M.DV.: Compliance starts with “What do the rules say I must do?” Operational readiness starts with “What must stay running to keep people safe and ships moving?” The readiness model maps cyber controls directly to mission-critical outcomes—navigation, power, guest services, environmental protection—and prioritizes investments by impact, not checkbox. Frameworks such as IEC 62443, ISO 27001 or NIST CSF still guide the work, but they are applied through an OT-focused risk lens supported by continuous monitoring and ongoing assessments. The result is a living program that matures with the vessel, rather than a static binder waiting for the next audit.
S4S: You also emphasize that cybersecurity is not just an IT issue but a safety issue. How can viewing cybersecurity through a safety lens change the way we respond to threats and shape our overall mindset?
M.DV.: Treating cyber as safety reframes every decision: an unpatched navigation system becomes the equivalent of a failed steering gear, and a poorly secured remote-access link is no different from a physical security violation such as an unlocked restricted space. That shift drives three practical changes:
- Integration into the Safety Management System (SMS)—cyber risks are logged, drilled and mitigated alongside fire, flooding and pollution hazards.
- Operational ownership—bridge teams, engineers and shoreside operations staff own the first line of defense rather than outsourcing it to IT alone.
- Incident tempo—response time is measured in minutes, not days, because passenger safety and environmental protection depend on it. Seeing cyber through this lens accelerates both decision-making and resource allocation.

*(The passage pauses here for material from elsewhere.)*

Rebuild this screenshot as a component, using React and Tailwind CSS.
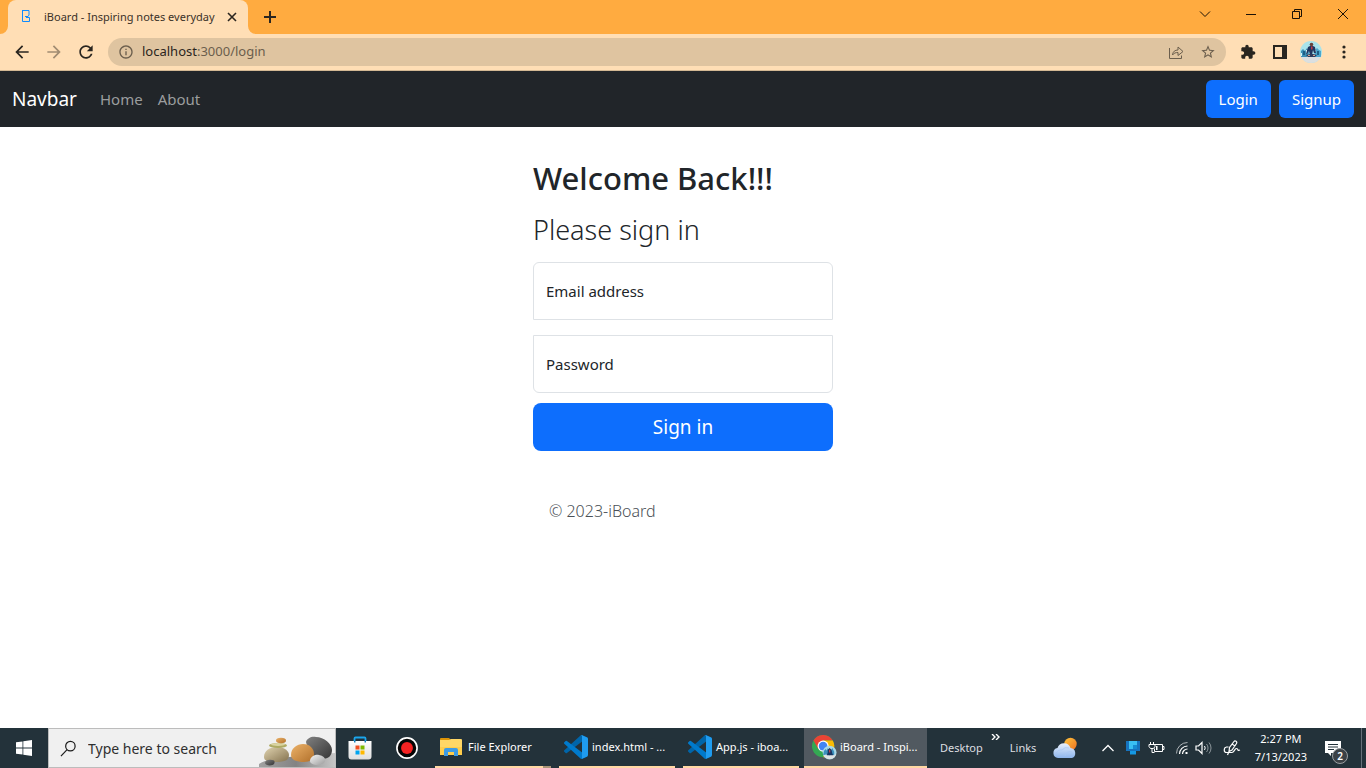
import React from "react";

const PATHS = {
  back: "M20 11H7.83l5.59-5.59L12 4l-8 8 8 8 1.41-1.41L7.83 13H20v-2z",
  forward: "M12 4l-1.41 1.41L16.17 11H4v2h12.17l-5.58 5.59L12 20l8-8z",
  reload:
    "M17.65 6.35C16.2 4.9 14.21 4 12 4c-4.42 0-7.99 3.58-7.99 8s3.57 8 7.99 8c3.73 0 6.84-2.55 7.73-6h-2.08c-.82 2.33-3.04 4-5.65 4-3.31 0-6-2.69-6-6s2.69-6 6-6c1.66 0 3.14.69 4.22 1.78L13 11h7V4l-2.35 2.35z",
  info: "M11 7h2v2h-2zm0 4h2v6h-2zm1-9C6.48 2 2 6.48 2 12s4.48 10 10 10 10-4.48 10-10S17.52 2 12 2zm0 18c-4.41 0-8-3.59-8-8s3.59-8 8-8 8 3.59 8 8-3.59 8-8 8z",
  star: "M22 9.24l-7.19-.62L12 2 9.19 8.63 2 9.24l5.46 4.73L5.82 21 12 17.27 18.18 21l-1.63-7.03L22 9.24zM12 15.4l-3.76 2.27 1-4.28-3.32-2.88 4.38-.38L12 6.1l1.71 4.04 4.38.38-3.32 2.88 1 4.28L12 15.4z",
  puzzle:
    "M20.5 11H19V7c0-1.1-.9-2-2-2h-4V3.5C13 2.12 11.88 1 10.5 1S8 2.12 8 3.5V5H4c-1.1 0-1.99.9-1.99 2v3.8H3.5c1.49 0 2.7 1.21 2.7 2.7s-1.21 2.7-2.7 2.7H2V20c0 1.1.9 2 2 2h3.8v-1.5c0-1.49 1.21-2.7 2.7-2.7 1.49 0 2.7 1.21 2.7 2.7V22H17c1.1 0 2-.9 2-2v-4h1.5c1.38 0 2.5-1.12 2.5-2.5S21.88 11 20.5 11z",
};

function Glyph({ name, className }) {
  return (
    <svg viewBox="0 0 24 24" className={className} fill="currentColor" aria-hidden="true">
      <path d={PATHS[name]} />
    </svg>
  );
}

function Avatar({ className }) {
  return (
    <svg viewBox="0 0 22 22" className={className} aria-hidden="true">
      <clipPath id="avatar-clip">
        <circle cx="11" cy="11" r="11" />
      </clipPath>
      <g clipPath="url(#avatar-clip)">
        <rect width="22" height="22" fill="#a9e3ea" />
        <rect y="14" width="22" height="8" fill="#dcdfe0" />
        <path d="M1 10l2-2 2 2 2-3 2 5-2 4H1z" fill="#3b8fb5" />
        <path d="M21 10l-2-1-2-2-3 3 1 6h6z" fill="#4ba6cc" />
        <path d="M3 10h2v4H3zM17 10h2v4h-2z" fill="#1f5f86" />
        <path d="M1 12h1v3H1zM6 9h1v4H6zM15 9h1v3h-1z" fill="#d9f5f7" />
        <circle cx="11.500" cy="3.500" r="1.800" fill="#684239" />
        <path d="M8 6l2-1h3l2 1 1 6h-2l-1-3-1 5h-2l-1-4-2 3H6z" fill="#20365f" />
        <path d="M11 5.500h1.500v3H11z" fill="#c03a45" />
        <path d="M6 14l4-1h3l4 1-2 2H8z" fill="#2d3c5d" />
        <path d="M8 14h2v1H8zM13 14h2v1h-2z" fill="#d4a28d" />
      </g>
    </svg>
  );
}

function TitleBar() {
  return (
    <header className="flex h-[34px] items-end bg-[#ffab40] pl-2">
      <div className="relative flex h-full w-60 items-center rounded-t-lg bg-[#ffdeb5] pl-3 pr-2">
        <svg viewBox="0 0 8 8" className="absolute bottom-0 -left-2 size-2" aria-hidden="true">
          <path d="M8 0v8H0a8 8 0 0 0 8-8z" fill="#ffdeb5" />
        </svg>
        <svg viewBox="0 0 8 8" className="absolute bottom-0 -right-2 size-2" aria-hidden="true">
          <path d="M0 0v8h8a8 8 0 0 1-8-8z" fill="#ffdeb5" />
        </svg>
        <svg viewBox="0 0 14 14" className="size-[14px] shrink-0" fill="none" stroke="#0d8bff" aria-hidden="true">
          <path d="M2.500 .5h6.500v4.500l-1 1.500h-3M2.500 0v11.500h7V7.500H6M2 .5h1" />
        </svg>
        <span className="ml-2.5 flex-1 whitespace-nowrap text-[11px] text-[#3a3128]">
          iBoard - Inspiring notes everyday
        </span>
        <button aria-label="Close tab" className="flex size-4 items-center justify-center">
          <svg viewBox="0 0 10 10" className="size-[10px]" stroke="#2b2620" strokeWidth="1.600">
            <path d="M1 1l8 8M9 1L1 9" />
          </svg>
        </button>
      </div>
      <button aria-label="New tab" className="ml-3.5 flex h-full w-4 items-center justify-center">
        <svg viewBox="0 0 12 12" className="size-3" stroke="#2b2620" strokeWidth="2">
          <path d="M6 0v12M0 6h12" />
        </svg>
      </button>
      <div className="ml-auto flex h-full pb-1.5 text-[#1c1206]">
        <button aria-label="Search tabs" className="flex w-[46px] items-center justify-center">
          <svg viewBox="0 0 12 12" className="size-3" fill="none" stroke="currentColor">
            <path d="M1 3.500l5 5 5-5" />
          </svg>
        </button>
        <button aria-label="Minimize" className="flex w-[46px] items-center justify-center">
          <svg viewBox="0 0 10 10" className="size-[10px]" stroke="currentColor">
            <path d="M0 5.500h10" />
          </svg>
        </button>
        <button aria-label="Restore" className="flex w-[46px] items-center justify-center">
          <svg viewBox="0 0 10 10" className="size-[10px]" fill="none" stroke="currentColor">
            <path d="M.5 2.500h7v7h-7zM2.500 2.500v-2h7v7h-2" />
          </svg>
        </button>
        <button aria-label="Close window" className="flex w-[46px] items-center justify-center">
          <svg viewBox="0 0 10 10" className="size-[10px]" stroke="currentColor">
            <path d="M0 0l10 10M10 0L0 10" />
          </svg>
        </button>
      </div>
    </header>
  );
}

function Toolbar() {
  return (
    <div className="flex h-[37px] items-center border-b border-[#d3b894] bg-[#ffdeb5] pl-3 text-[#29251f]">
      <button aria-label="Back" className="mr-3">
        <Glyph name="back" className="size-5" />
      </button>
      <button aria-label="Forward" className="mr-3 text-[#a18c72]">
        <Glyph name="forward" className="size-5" />
      </button>
      <button aria-label="Reload" className="mr-3">
        <Glyph name="reload" className="size-5" />
      </button>
      <div className="flex h-7 flex-1 items-center rounded-full bg-[#dfc4a0] pl-2.5 pr-2.5 text-[#6b5e4d]">
        <Glyph name="info" className="size-4" />
        <a href="#login" className="ml-2 flex-1 text-[13px]">
          <span className="text-[#2b251d]">localhost</span>:3000/login
        </a>
        <button aria-label="Share" className="mr-4">
          <svg viewBox="0 0 16 16" className="size-4" fill="none" stroke="currentColor">
            <path d="M1.500 4v10.500h12v-3" />
            <path d="M4.500 11c.3-3.500 2.500-5 5.500-5V3l5 4.500-5 4v-3c-2.500 0-4 .5-5.500 2.500z" strokeLinejoin="round" />
          </svg>
        </button>
        <button aria-label="Bookmark this page">
          <Glyph name="star" className="size-4" />
        </button>
      </div>
      <button aria-label="Extensions" className="ml-3.5">
        <Glyph name="puzzle" className="size-4" />
      </button>
      <button aria-label="Side panel" className="ml-4">
        <svg viewBox="0 0 16 16" className="size-4" aria-hidden="true">
          <path d="M1 1h14v14H1zM3 3v10h7V3z" fill="currentColor" fillRule="evenodd" />
        </svg>
      </button>
      <button aria-label="Profile" className="ml-3">
        <Avatar className="size-[22px]" />
      </button>
      <button aria-label="Menu" className="mr-3 ml-3">
        <svg viewBox="0 0 20 20" className="size-5" fill="currentColor">
          <circle cx="10" cy="5" r="1.600" />
          <circle cx="10" cy="10" r="1.600" />
          <circle cx="10" cy="15" r="1.600" />
        </svg>
      </button>
    </div>
  );
}

function SiteNav() {
  return (
    <nav className="flex h-14 items-center bg-[#212529] px-3 text-[15px]">
      <a href="#top" className="mr-[23px] text-[19px] text-white">Navbar</a>
      <a href="#home" className="mr-[15px] text-[#9b9d9e]">Home</a>
      <a href="#about" className="text-[#9b9d9e]">About</a>
      <button className="ml-auto h-[38px] rounded-md bg-[#0d6efd] px-[13px] text-white">Login</button>
      <button className="ml-2 h-[38px] rounded-md bg-[#0d6efd] px-[13px] text-white">Signup</button>
    </nav>
  );
}

function LoginForm() {
  return (
    <form className="mx-auto w-[300px] pt-[31px] text-[#212529]" onSubmit={(e) => e.preventDefault()}>
      <h1 className="mb-3 whitespace-nowrap text-[31px] leading-10 font-medium">Welcome Back!!!</h1>
      <h2 className="mb-3 text-[27px] leading-10 font-light">Please sign in</h2>
      <div className="mb-[15px] grid h-[58px] grid-cols-1 grid-rows-1 items-center">
        <input
          id="email"
          type="email"
          className="col-start-1 row-start-1 h-full w-full rounded-t-md border border-[#dee2e6] bg-white px-3 text-[15px]"
        />
        <label htmlFor="email" className="col-start-1 row-start-1 justify-self-start pl-[13px] text-[15px]">
          Email address
        </label>
      </div>
      <div className="mb-2.5 grid h-[58px] grid-cols-1 grid-rows-1 items-center">
        <input
          id="password"
          type="password"
          className="col-start-1 row-start-1 h-full w-full rounded-b-md border border-[#dee2e6] bg-white px-3 text-[15px]"
        />
        <label htmlFor="password" className="col-start-1 row-start-1 justify-self-start pl-[13px] text-[15px]">
          Password
        </label>
      </div>
      <button type="submit" className="h-12 w-full rounded-lg bg-[#0d6efd] text-[19px] text-white">
        Sign in
      </button>
      <p className="mt-12 pl-4 text-base font-light text-[#4a5056]">© 2023-iBoard</p>
    </form>
  );
}

function VsCodeIcon() {
  return (
    <svg viewBox="0 0 100 100" className="size-6 shrink-0" aria-hidden="true">
      <path d="M96.461 10.796L75.857.876A8.500 8.500 0 0 0 68.750 2.083L1.299 63.583a4.170 4.170 0 0 0 .004 6.162l5.510 5.009a4.170 4.170 0 0 0 5.321.236l81.227-61.620C96.086 11.303 100 13.246 100 16.667v-.24a6.250 6.250 0 0 0-3.539-5.631z" fill="#0065a9" />
      <path d="M96.461 89.204L75.857 99.124a8.500 8.500 0 0 1-7.107-1.207L1.299 36.417a4.170 4.170 0 0 1 .004-6.162l5.510-5.009a4.170 4.170 0 0 1 5.321-.236l81.227 61.620C96.086 88.697 100 86.754 100 83.333v.24a6.250 6.250 0 0 1-3.539 5.631z" fill="#007acc" />
      <path d="M75.858 99.126c-2.386 1.148-5.236.663-7.108-1.209C71.056 100.223 75 98.590 75 95.328V4.672C75 1.410 71.056-.223 68.750 2.083 70.622.211 73.472-.274 75.858.874l20.601 9.907A6.250 6.250 0 0 1 100 16.413v67.174a6.250 6.250 0 0 1-3.541 5.633z" fill="#1f9cf0" />
    </svg>
  );
}

function FolderIcon() {
  return (
    <svg viewBox="0 0 24 20" className="h-5 w-6 shrink-0" aria-hidden="true">
      <path d="M0 2a1 1 0 0 1 1-1h8l2 2H0z" fill="#dc9407" />
      <path d="M0 3h9l2-1h10a1 1 0 0 1 1 1v15H0z" fill="#ffd766" />
      <path d="M0 10h22v8H0z" fill="#ffcd4b" />
      <path d="M4 19v-6a2 2 0 0 1 2-2h10a2 2 0 0 1 2 2v6h-4v-4H8v4z" fill="#3d9be4" />
    </svg>
  );
}

function ChromeIcon() {
  return (
    <svg viewBox="0 0 27 27" className="size-[25px] shrink-0" aria-hidden="true">
      <circle cx="12" cy="12" r="12" fill="#34a853" />
      <path d="M12 12L6.800 15 1.600 6A12 12 0 0 1 22.400 6H12z" fill="#ea4335" />
      <path d="M12 6h10.400A12 12 0 0 1 12 24l5.200-9z" fill="#fbbc04" />
      <circle cx="12" cy="12" r="6" fill="#fff" />
      <circle cx="12" cy="12" r="4.700" fill="#4285f4" />
      <circle cx="19" cy="19" r="7.500" fill="#a8d9e8" />
      <path d="M12 21h14a7.500 7.500 0 0 1-14 0z" fill="#dfe3e4" />
      <path d="M13 17l2-2 1 2 1-3 1 2h3l1-2 2 4v4l-3-1-2 1-4-1-3 1z" fill="#3c91bd" />
      <path d="M17 16l2-2 2 2 1 4 1 2h-7l1-3z" fill="#173562" />
      <path d="M18.500 16h1.200v3h-1.200z" fill="#cc4650" />
    </svg>
  );
}

function SearchStones() {
  return (
    <svg viewBox="0 0 76 38" className="h-[38px] w-[76px] shrink-0" aria-hidden="true">
      <defs>
        <linearGradient id="sand" x2="1" y2="1"><stop stopColor="#e0d3b0" /><stop offset="1" stopColor="#84724e" /></linearGradient>
        <linearGradient id="amber" x2="1" y2="1"><stop stopColor="#ecb269" /><stop offset="1" stopColor="#b1702b" /></linearGradient>
        <linearGradient id="slate" x2="1" y2="1"><stop stopColor="#818181" /><stop offset="1" stopColor="#343434" /></linearGradient>
        <linearGradient id="pale" x2="1" y2="1"><stop stopColor="#f4f4f4" /><stop offset="1" stopColor="#9b9b9b" /></linearGradient>
        <linearGradient id="ground" x2="1"><stop stopColor="#a3a3a3" /><stop offset=".5" stopColor="#838383" /><stop offset="1" stopColor="#c6c6c6" /></linearGradient>
      </defs>
      <path d="M-2 38c2-5 8-6 14-7l18-3 46-4v14z" fill="url(#ground)" />
      <path d="M47 13c1-4 6-6 10-5 8 0 16 7 16 13 0 5-3 9-10 9-9 0-14-8-16-17z" fill="url(#slate)" />
      <path d="M32 26c0-7 6-11 12-11 7 0 11 5 11 10s-4 8-10 8c-7 0-13-2-13-7z" fill="url(#amber)" />
      <path d="M5 28c0-6 5-10 14-10 6 0 11 4 11 8 0 5-4 7-13 7-8 0-12-1-12-5z" fill="url(#sand)" />
      <ellipse cx="19" cy="16.500" rx="9" ry="2.500" fill="#aeaa64" />
      <ellipse cx="19" cy="15.500" rx="7" ry="1.500" fill="#dad4a2" />
      <ellipse cx="22" cy="11.500" rx="5" ry="2.700" fill="url(#amber)" />
      <path d="M51 32c0-4 5-7 9-6 5 1 7 4 6 6-1 3-5 4-9 4-4-1-6-2-6-4z" fill="url(#pale)" />
      <path d="M6 34c0-3 4-4 7-3 3 0 3 2 2 4-1 2-9 2-9-1z" fill="url(#slate)" />
    </svg>
  );
}

function TaskButton({ icon, label, active, split }) {
  return (
    <button className={active ? "flex h-10 w-[123px] flex-col bg-[#515960]" : "flex h-10 w-[116px] flex-col"}>
      <span
        className={
          active
            ? "flex w-full flex-1 items-center gap-[3px] overflow-hidden pl-2 text-left text-[11px] whitespace-nowrap text-white"
            : "flex w-full flex-1 items-center gap-1 overflow-hidden pl-[5px] text-left text-[11px] whitespace-nowrap text-white"
        }
      >
        {icon}
        {label}
      </span>
      <span className="flex h-0.5 w-full bg-[#ffd8a3]">
        {split && <span className="ml-auto h-full w-2 bg-[#a99477]" />}
      </span>
    </button>
  );
}

function Taskbar() {
  return (
    <footer className="flex h-10 items-center bg-[#23323a] text-white">
      <button aria-label="Start" className="flex h-10 w-12 items-center justify-center">
        <svg viewBox="0 0 16 16" className="size-4" fill="#fff">
          <path d="M0 2.300L6.500 1.400v6.200H0zM7.300 1.300L16 0v7.600H7.300zM0 8.400h6.500v6.200L0 13.700zM7.300 8.400H16V16l-8.700-1.300z" />
        </svg>
      </button>
      <div className="flex h-10 w-72 items-center overflow-hidden border border-[#bcbcbc] bg-[#f0f0f0]">
        <label htmlFor="task-search" className="pl-[11px]">
          <svg viewBox="0 0 18 18" className="size-[17px]" fill="none" stroke="#1c1c1c" strokeWidth="1.300" aria-label="Search">
            <circle cx="11" cy="6.500" r="5" />
            <path d="M7.500 10.200L1 17" />
          </svg>
        </label>
        <input
          id="task-search"
          type="text"
          placeholder="Type here to search"
          className="h-full min-w-0 flex-1 bg-transparent pl-[11px] text-sm text-[#2f2f2f] outline-none placeholder:text-[#2f2f2f]"
        />
        <SearchStones />
      </div>
      <button aria-label="Microsoft Store" className="ml-3 flex w-6 justify-center">
        <svg viewBox="0 0 24 24" className="size-6">
          <defs>
            <linearGradient id="bag" y2="1" x2="0"><stop stopColor="#fff" /><stop offset="1" stopColor="#dedede" /></linearGradient>
          </defs>
          <path d="M6.500 6V2.500a1 1 0 0 1 1-1h9a1 1 0 0 1 1 1V6" fill="none" stroke="#1ba6ec" strokeWidth="1.800" />
          <path d="M.5 5h23v15.500a3 3 0 0 1-3 3h-17a3 3 0 0 1-3-3z" fill="url(#bag)" />
          <path d="M6 5h1.500v1.500H6zM16.500 5H18v1.500h-1.500z" fill="#157db5" />
          <path d="M7.500 9.500h4v4h-4z" fill="#f25022" />
          <path d="M12.500 9.500h4v4h-4z" fill="#7fba00" />
          <path d="M7.500 14.500h4v4h-4z" fill="#00a4ef" />
          <path d="M12.500 14.500h4v4h-4z" fill="#ffb900" />
        </svg>
      </button>
      <button aria-label="Recorder" className="mr-[17px] ml-6 flex w-[22px] justify-center">
        <svg viewBox="0 0 24 24" className="size-[22px]">
          <circle cx="12" cy="12" r="11" fill="#050505" stroke="#fff" strokeWidth="1.800" />
          <circle cx="12" cy="12" r="6.500" fill="#f52222" />
        </svg>
      </button>
      <div className="flex gap-2">
        <TaskButton icon={<FolderIcon />} label="File Explorer" split />
        <TaskButton icon={<VsCodeIcon />} label="index.html - ..." />
        <TaskButton icon={<VsCodeIcon />} label="App.js - iboa..." />
      </div>
      <div className="ml-[5px]">
        <TaskButton icon={<ChromeIcon />} label="iBoard - Inspi..." active />
      </div>
      <div className="ml-[13px] flex items-center text-[11px] text-[#dddfe1]">
        <button>Desktop</button>
        <button aria-label="More" className="mr-2.5 ml-2 pb-[22px]">
          <svg viewBox="0 0 9 6" className="h-1.5 w-[9px]" fill="none" stroke="#fff" strokeWidth="1.400">
            <path d="M1 0l3 3-3 3M5 0l3 3-3 3" />
          </svg>
        </button>
        <button>Links</button>
      </div>
      <div className="ml-auto flex items-center">
        <button aria-label="Weather" className="mr-6">
          <svg viewBox="0 0 25 22" className="h-[22px] w-[25px]">
            <defs>
              <linearGradient id="cloud" x2="0" y2="1"><stop stopColor="#e8f0fc" /><stop offset="1" stopColor="#8eb5ec" /></linearGradient>
              <linearGradient id="sun" x2="1" y2="1"><stop stopColor="#ffc43b" /><stop offset="1" stopColor="#ed7222" /></linearGradient>
            </defs>
            <circle cx="17.500" cy="7" r="6.200" fill="url(#sun)" />
            <path d="M5 21a5 5 0 0 1-.5-9.900A6.800 6.800 0 0 1 17.500 11 5.200 5.200 0 0 1 19 21z" fill="url(#cloud)" />
            <path d="M3 17a5 5 0 0 1 6-4 6 6 0 0 1 7-2M12 19a5 5 0 0 1 7-4" fill="none" stroke="#a8c5f2" strokeWidth=".7" />
          </svg>
        </button>
        <button aria-label="Show hidden icons" className="mr-3">
          <svg viewBox="0 0 12 8" className="h-2 w-3" fill="none" stroke="#fff" strokeWidth="1.300">
            <path d="M.5 7L6 1.500 11.500 7" />
          </svg>
        </button>
        <button aria-label="Display" className="mr-2">
          <svg viewBox="0 0 14 14" className="size-[14px]">
            <path d="M0 0h14v10H0z" fill="#1673bf" />
            <path d="M3 0h8v8H3z" fill="#39bff2" />
            <path d="M7 4h4v4H7z" fill="#168bd1" />
            <path d="M4 10h6v3.500H4z" fill="#1599e4" />
          </svg>
        </button>
        <button aria-label="Battery" className="mr-2.5">
          <svg viewBox="0 0 17 14" className="h-[14px] w-[17px]" fill="none" stroke="#fff">
            <path d="M7 3.500h7.500v7h-8v-3M14.500 5.500H16v3h-1.500" />
            <path d="M2.500 1v2M5.500 1v2M1 3.500h6v2l-1.500 2h-3L1 5.500zM4 7.500v4h2.500" />
            <path d="M8 5h1.500v4H8z" fill="#fff" stroke="none" />
          </svg>
        </button>
        <button aria-label="Network" className="mr-1.5">
          <svg viewBox="0 0 14 14" className="size-[14px]" fill="none" stroke="#fff">
            <path d="M1.500 12.500A11 11 0 0 1 12.500 1.500" stroke="#aeb4b8" />
            <path d="M4.500 13a8 8 0 0 1 8-8M7.500 13a5 5 0 0 1 5-5" strokeWidth="1.200" />
            <path d="M10.500 11h2v2h-2z" fill="#fff" stroke="none" />
          </svg>
        </button>
        <button aria-label="Volume" className="mr-2.5">
          <svg viewBox="0 0 18 14" className="h-[14px] w-[18px]" fill="none" stroke="#fff">
            <path d="M1 5h2.500L7 1.500v11L3.500 9H1z" strokeWidth="1.200" />
            <path d="M9.500 5a3.500 3.500 0 0 1 0 4" />
            <path d="M11.500 3a6 6 0 0 1 0 8M14 1.500a8.500 8.500 0 0 1 0 11" stroke="#8d969b" />
          </svg>
        </button>
        <button aria-label="Pen" className="mr-3.5">
          <svg viewBox="0 0 18 16" className="h-4 w-[18px]" fill="none" stroke="#fff" strokeWidth="1.200">
            <path d="M6 11.500l.5-4L11 1.500c1-1.300 3.500 0 2.500 2L9 10zM5.500 7H3.500c-3 .5-3 5.500 0 5.500H9c3 0 2-4 4.500-4s0 3 3.500 1.500M4.500 15L6 11.500M9 4l3 2" />
          </svg>
        </button>
        <div className="text-center text-[11px] leading-[18px]">
          <p>2:27 PM</p>
          <p>7/13/2023</p>
        </div>
        <button aria-label="2 notifications" className="relative ml-[17px] flex size-6 pt-1">
          <svg viewBox="0 0 17 17" className="size-[17px]" aria-hidden="true">
            <path d="M1 1h16v12H7v3l-3-3H1z" fill="#fff" />
            <path d="M4 4.500h10M4 7h10M4 9.500h6" stroke="#23323a" />
          </svg>
          <span className="absolute right-0 -bottom-1 flex size-4 items-center justify-center rounded-full border border-[#9a9fa2] bg-[#3b4146] text-[10px] font-semibold">
            2
          </span>
        </button>
        <span className="mr-1 ml-[13px] h-10 w-px bg-[#66717a]" />
      </div>
    </footer>
  );
}

export default function App() {
  return (
    <div className="flex min-h-screen flex-col bg-white font-['Noto_Sans','Open_Sans',sans-serif]">
      <TitleBar />
      <Toolbar />
      <SiteNav />
      <main className="flex-1">
        <LoginForm />
      </main>
      <Taskbar />
    </div>
  );
}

S4S: How can cruise lines instill a culture of cyber readiness across all ranks—from bridge crew to shoreside IT staff?
M.DV.: Start with leadership: captains and executives must speak about cyber risk in the same breath as operational safety. Then embed three habits:
- Role-based training that is practical (e.g., ECDIS anomalies for deck officers, PLC lockout for electricians).
- Clear, consequence-free reporting channels so crew can flag suspicious activity without fear.
- Metrics and feedback loops—daily cyber housekeeping checks, drill debriefs and KPIs visible on the bridge and in the SOC.
When crew see cyber readiness assessed and rewarded like any other safety behavior, the culture follows quickly.
S4S: What role do simulation-based training or incident response drills play in improving human readiness for cyber incidents?
M.DV.: Simulations convert abstract threats into muscle memory. Table-tops that walk a bridge team through GPS spoofing, or live-fire drills that isolate and recover a compromised propulsion PLC, expose procedural gaps before an attacker does. They also knit together ship and shore teams, mirroring how a real incident unfolds. The upcoming USCG rule hard-codes annual drills, but forward-leaning operators are already integrating cyber scenarios into quarterly safety exercises, ensuring that detection, decision and recovery times meet the same performance targets as fire or abandon-ship drills.
S4S: Which types of cyberattacks are most concerning for maritime OT environments right now—ransomware, spoofing, insider threats?
M.DV.: Ransomware remains the headline risk because it halts voyage operations and hotel services simultaneously. GPS spoofing is rising fast, weaponized by AI-enabled signal synthesis that could potentially redirect a vessel without breaching its network. Insider threats—often inadvertent—amplify both risks when privileged crew log in from personal devices or contractors shortcut access controls. The common denominator is lateral movement from IT to OT; good segmentation and continuous OT network monitoring are therefore the first line of defense against all three categories.
S4S: How should operators balance emerging technologies (e.g., AI-driven operations) with the increasing cyber risks they may introduce?
M.DV.: Treat every new technology as a change-managed safety-critical system. Before deployment, conduct a cyber hazard analysis, define fail-safe states and update the asset inventory. During operation, feed telemetry into a SOC capable of detecting abnormal OT behavior. AI can enhance security—predictive maintenance, anomaly detection—provided it is trained on clean data and bounded by clear human-in-the-loop controls. In short, innovation is welcome, but it must ride on a governance process that measures cyber risk with the same rigor applied to fuel economy or emissions.
S4S: Looking ahead, what major cybersecurity challenges or innovations do you foresee for the maritime sector over the next five years?
M.DV.: We’re likely to see three converging forces:
- Regulatory escalation—NIS2 in Europe and the USCG final rule will push mandatory OT controls and incident reporting worldwide.
- Autonomous and remotely operated vessels—greater reliance on satellite links and shoreside command centers will make communications integrity the new soft underbelly.
- AI—both offence and defense—attackers will automate reconnaissance and spoofing, while defenders counter with behavior-based analytics embedded in digital twins of shipboard OT.
Success will hinge on developing secure architectures afloat, extending supply-chain assurance beyond the shipyard and upskilling crews to operate in this heightened threat environment.
S4S: If you could give cruise operators one key takeaway from the white paper, what would it be?
M.DV.: Operational readiness is the bridge between cybersecurity theory and safer, more profitable voyages. Make cyber risk part of the daily safety conversation—plan, drill, measure and improve it just as you do fire safety or environmental compliance—and you will protect guests, crews and schedules in one stroke.
The views presented hereabove are only those of the author and do not necessarily reflect those of SAFETY4SEA and are for information sharing and discussion purposes only.